Now the other big one is the kitchen. I cannot stop hurting myself when I am preparing meals. I actually made it through the entire preparation for a meal tonight, and it included using a knife. I do now wear safety gloves thanks go my darling partner for buying those for me. But I was almost ready to retreat to the other room, leaving the ingredients simmering in the slow cooker. However, I wanted to remove the clutter from the immediate area. So I went to clear some things from the counter, so that I would not have as much to deal with later. I picked up a can that one us had left laying near the sink, & proceeded to walk it over to the trash can. Somehow I cut myself on the sharp edge of the can just as I was dropping it in the trash. Are you kidding me? I made it through the prep. I even used a knife! This is all huge. I didn’t break any glassware, or even spill and waste precious food (which is common for me, and totally devastating every single time). Yet I hurt myself at the very end. I suppose I should see this as a success. Because while I did have the injury in the kitchen, and it was related to me cooking, I did not actually experience the injury while cooking. Sigh.

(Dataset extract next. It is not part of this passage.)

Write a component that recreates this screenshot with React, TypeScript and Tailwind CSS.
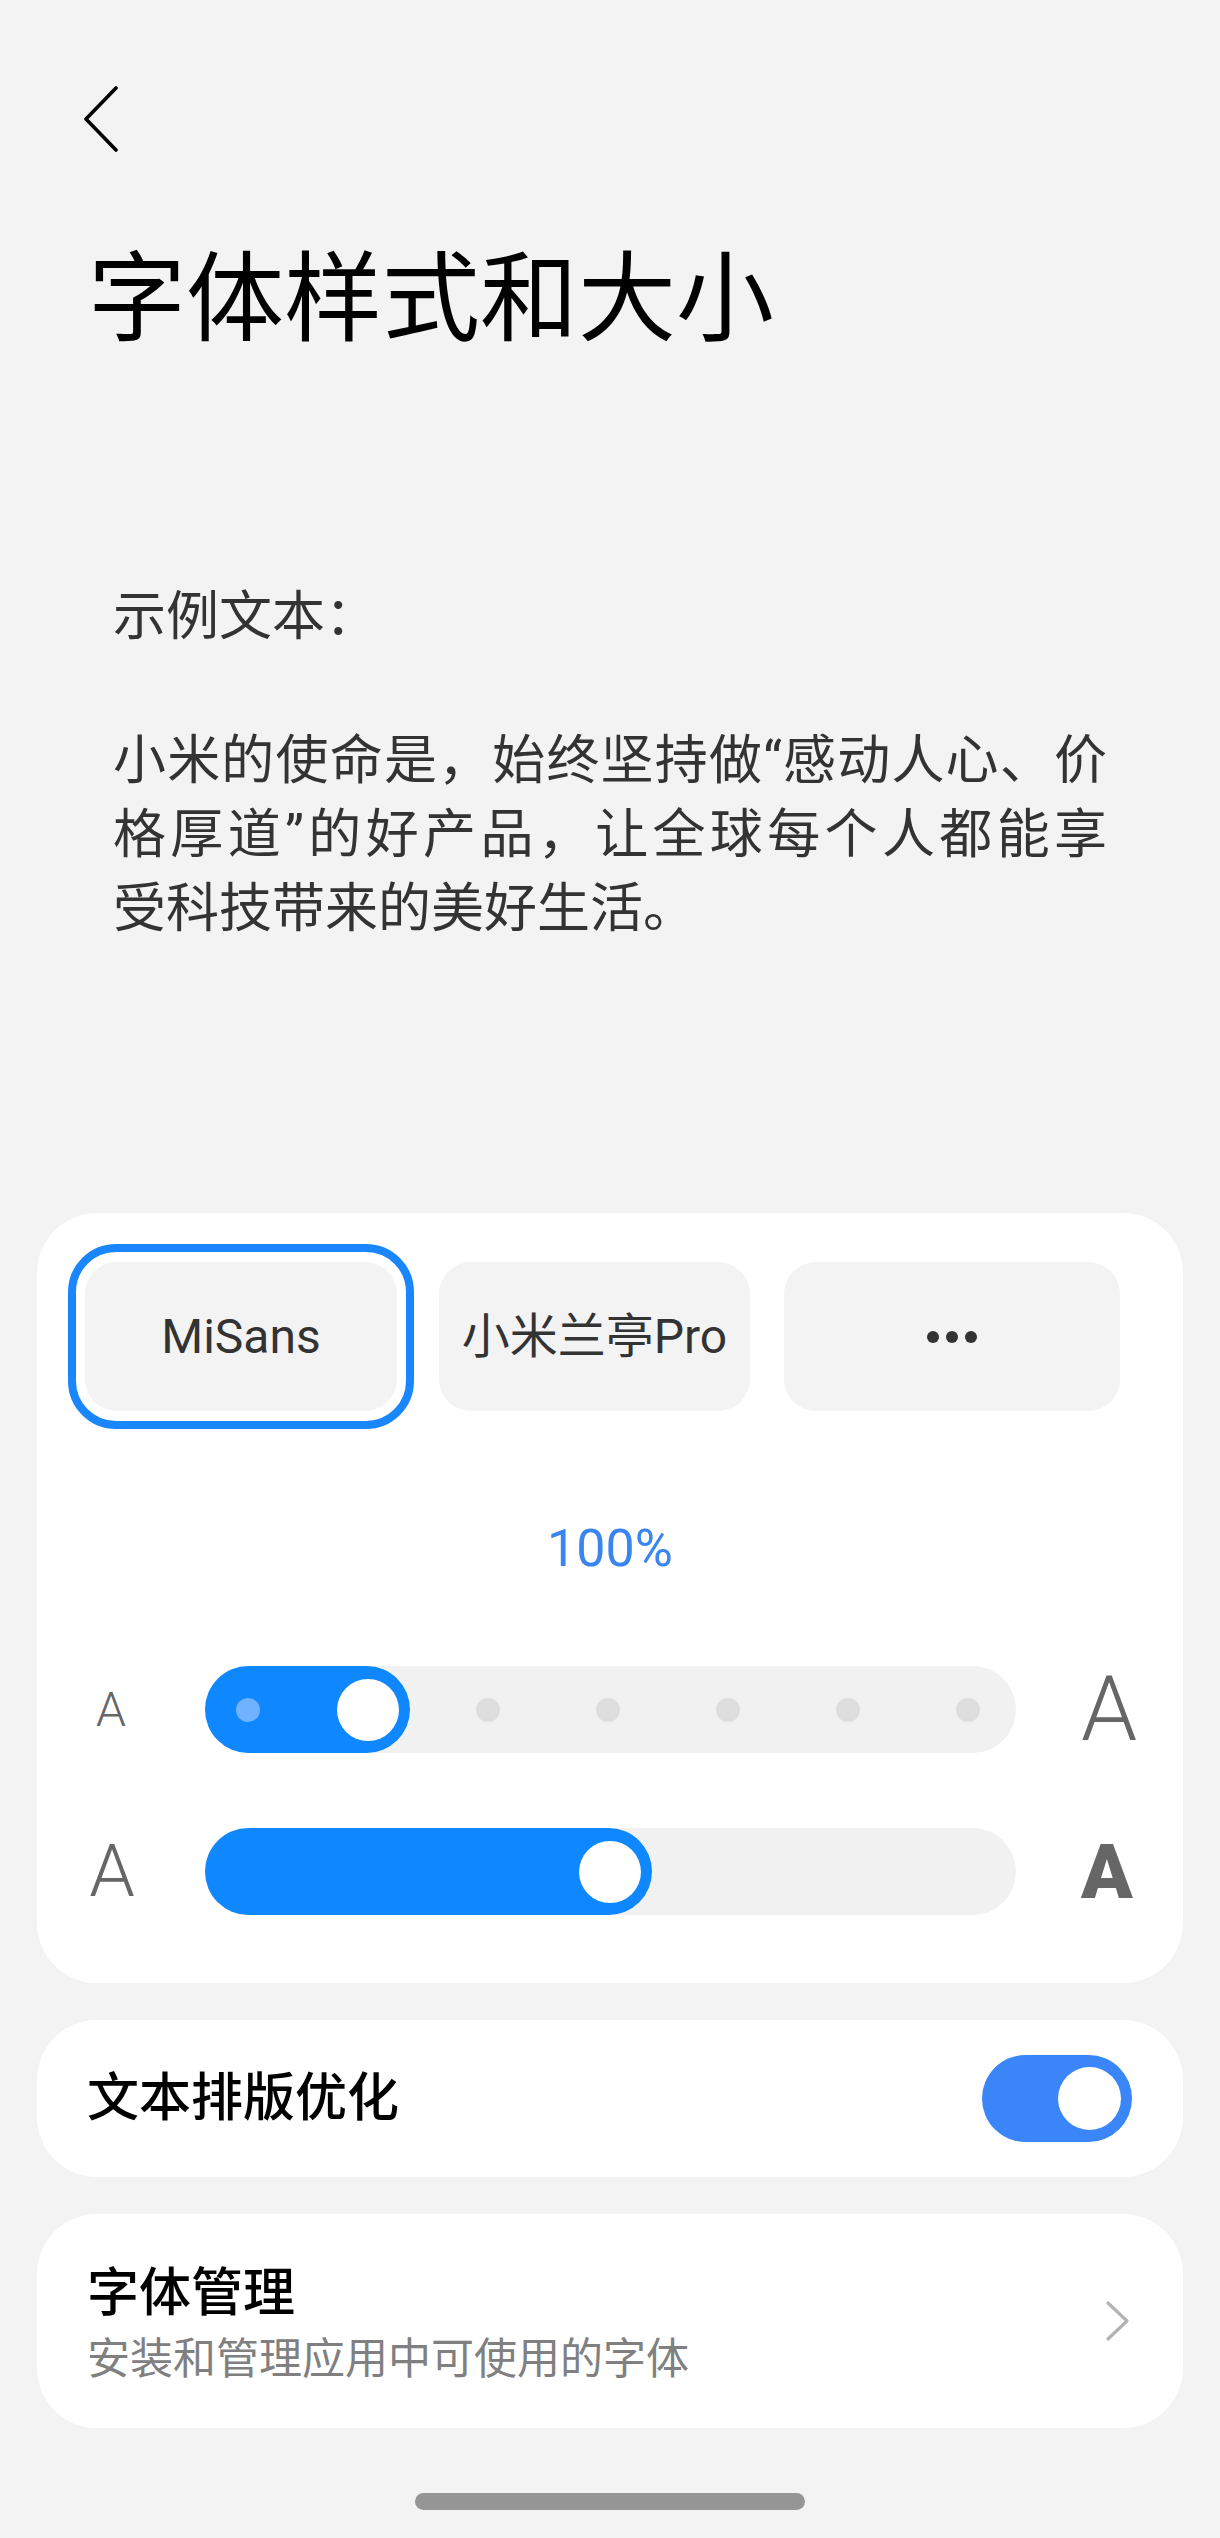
import React from "react";

const FONT = "[font-family:Roboto,'Noto_Sans_CJK_SC',sans-serif]";

function BackIcon() {
  return (
    <svg width="36" height="66" viewBox="0 0 36 66" fill="none">
      <polyline points="33,2 3,33 33,64" stroke="#000" strokeWidth="3.6" strokeLinecap="round" strokeLinejoin="round" />
    </svg>
  );
}

function ChevronRight() {
  return (
    <svg width="25" height="42" viewBox="0 0 25 42" fill="none">
      <polyline points="3,3 22,21 3,39" stroke="#b3b3b3" strokeWidth="3.2" strokeLinecap="round" strokeLinejoin="round" />
    </svg>
  );
}

/** 字号档位滑块：7 个档位，当前在第 2 档 */
function StepSlider() {
  const stops = [43, 163, 283, 403, 523, 643, 763];
  return (
    <div className="relative h-[87px] w-[811px] rounded-full bg-[#f1f1f1]">
      <div className="absolute inset-y-0 left-0 w-[205px] rounded-full bg-[#0f87ff]" />
      {stops.map((x, i) =>
        i === 1 ? null : (
          <span
            key={x}
            className={
              "absolute top-1/2 size-[24px] -translate-x-1/2 -translate-y-1/2 rounded-full " +
              (i === 0 ? "bg-[#71b2ff]" : "bg-[#dddddd]")
            }
            style={{ left: x }}
          />
        )
      )}
      <span className="absolute left-[132px] top-1/2 size-[62px] -translate-y-1/2 rounded-full bg-white" />
    </div>
  );
}

/** 字重滑块：连续值，当前 50% */
function WeightSlider() {
  return (
    <div className="relative h-[87px] w-[811px] rounded-full bg-[#f1f1f1]">
      <div className="absolute inset-y-0 left-0 w-[447px] rounded-full bg-[#0f87ff]" />
      <span className="absolute left-[374px] top-1/2 size-[62px] -translate-y-1/2 rounded-full bg-white" />
    </div>
  );
}

function FontChip({ children, width }: { children: React.ReactNode; width: string }) {
  return (
    <div
      className={
        "flex h-[149px] items-center justify-center rounded-[32px] bg-[#f3f3f3] text-[48px] text-[#333] " + width
      }
    >
      {children}
    </div>
  );
}

export default function App() {
  return (
    <div className={"min-h-[2538px] bg-[#f3f3f3] pb-[28px] " + FONT}>
      <div className="pl-[83px] pt-[86px]">
        <BackIcon />
      </div>

      <h1 className="mt-[99px] pl-[88px] text-[98px] font-normal leading-[98px] text-black">字体样式和大小</h1>

      <p className="mt-[226px] pl-[113px] text-[53px] leading-[74px] text-[#333] [font-family:'Noto_Sans_CJK_SC',sans-serif]">
        示例文本：
      </p>

      <div className="mt-[75px] w-[1107px] pl-[113px] text-[53px] leading-[74px] text-[#333]">
        <div className="[text-align-last:justify] text-justify">小米的使命是，始终坚持做“感动人心、价</div>
        <div className="[text-align-last:justify] text-justify">格厚道”的好产品，让全球每个人都能享</div>
        <div>受科技带来的美好生活。</div>
      </div>

      <section className="mx-[37px] mt-[267px] rounded-[60px] bg-white pb-[68px] pt-[31px]">
        <div className="flex items-center pl-[31px]">
          <div className="rounded-[48px] border-[8px] border-[#1a86fb] px-[9px] py-[10px]">
            <FontChip width="w-[312px]">MiSans</FontChip>
          </div>
          <div className="ml-[25px]">
            <FontChip width="w-[311px]">小米兰亭Pro</FontChip>
          </div>
          <div className="ml-[34px]">
            <FontChip width="w-[336px]">
              <span className="flex gap-[7px]">
                <span className="size-[12px] rounded-full bg-[#333]" />
                <span className="size-[12px] rounded-full bg-[#333]" />
                <span className="size-[12px] rounded-full bg-[#333]" />
              </span>
            </FontChip>
          </div>
        </div>

        <p className="mt-[90px] text-center text-[52px] leading-[60px] text-[#3b85f0]">100%</p>

        <div className="mt-[87px] flex h-[87px] items-center">
          <span className="w-[148px] text-center text-[48px] font-light leading-none text-[#666]">A</span>
          <div className="ml-[20px]">
            <StepSlider />
          </div>
          <span className="ml-[53px] w-[80px] text-center text-[90px] font-light leading-none text-[#666]">A</span>
        </div>

        <div className="mt-[75px] flex h-[87px] items-center">
          <span className="w-[150px] text-center text-[73px] font-light leading-none text-[#666]">A</span>
          <div className="ml-[18px]">
            <WeightSlider />
          </div>
          <span className="ml-[51px] w-[80px] text-center text-[76px] font-black leading-none text-[#666]">A</span>
        </div>
      </section>

      <section className="mx-[37px] mt-[37px] flex h-[157px] items-center justify-between rounded-[60px] bg-white pl-[50px] pr-[51px]">
        <span className="text-[52px] font-medium text-black">文本排版优化</span>
        <div className="flex h-[87px] w-[150px] items-center justify-end rounded-full bg-[#3a86f8] pr-[11px]">
          <span className="size-[63px] rounded-full bg-white" />
        </div>
      </section>

      <section className="mx-[37px] mt-[37px] flex h-[214px] items-center justify-between rounded-[60px] bg-white pl-[50px] pr-[53px]">
        <div className="pt-[6px]">
          <p className="text-[52px] font-medium leading-[62px] text-black">字体管理</p>
          <p className="mt-[8px] text-[43px] leading-[52px] text-[#808080]">安装和管理应用中可使用的字体</p>
        </div>
        <ChevronRight />
      </section>

      <div className="mx-auto mt-[65px] h-[17px] w-[390px] rounded-full bg-[#959595]" />
    </div>
  );
}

I have an endless supply of recipes. And I am slowly but surely acquiring the necessary tools and equipment for creating some more variety in my meals. But even though I make my own food quite a bit, and pride myself in my snacks, dips, smoothies, raw desserts, and dehydrated treats, I still feel awkward and uncomfortable in the kitchen.
The time has come for this feeling to change. I have been making an attempt at embracing this since I first went gluten free. It seemed like the perfect time. But I will say if it involves knives, things I can break, or hot liquids, I am still leery.
I wonder how I can genuinely want something, and still be so out of place after repeated attempts. Could it just be my approach, or is there some lingering association with something negative that is creating a boundary or road block, and I am just not seeing it?
The other lingering item on my list is to get out of town again. The itch to travel is ever-present. And I think it may be time. I have so many destinations and even out of town events on my list. But I am longing to return to some of the previous ones, such as Chicago, and Kanab, Utah. I feel that a return visit to Best Friends Animal Sanctuary is very much in order.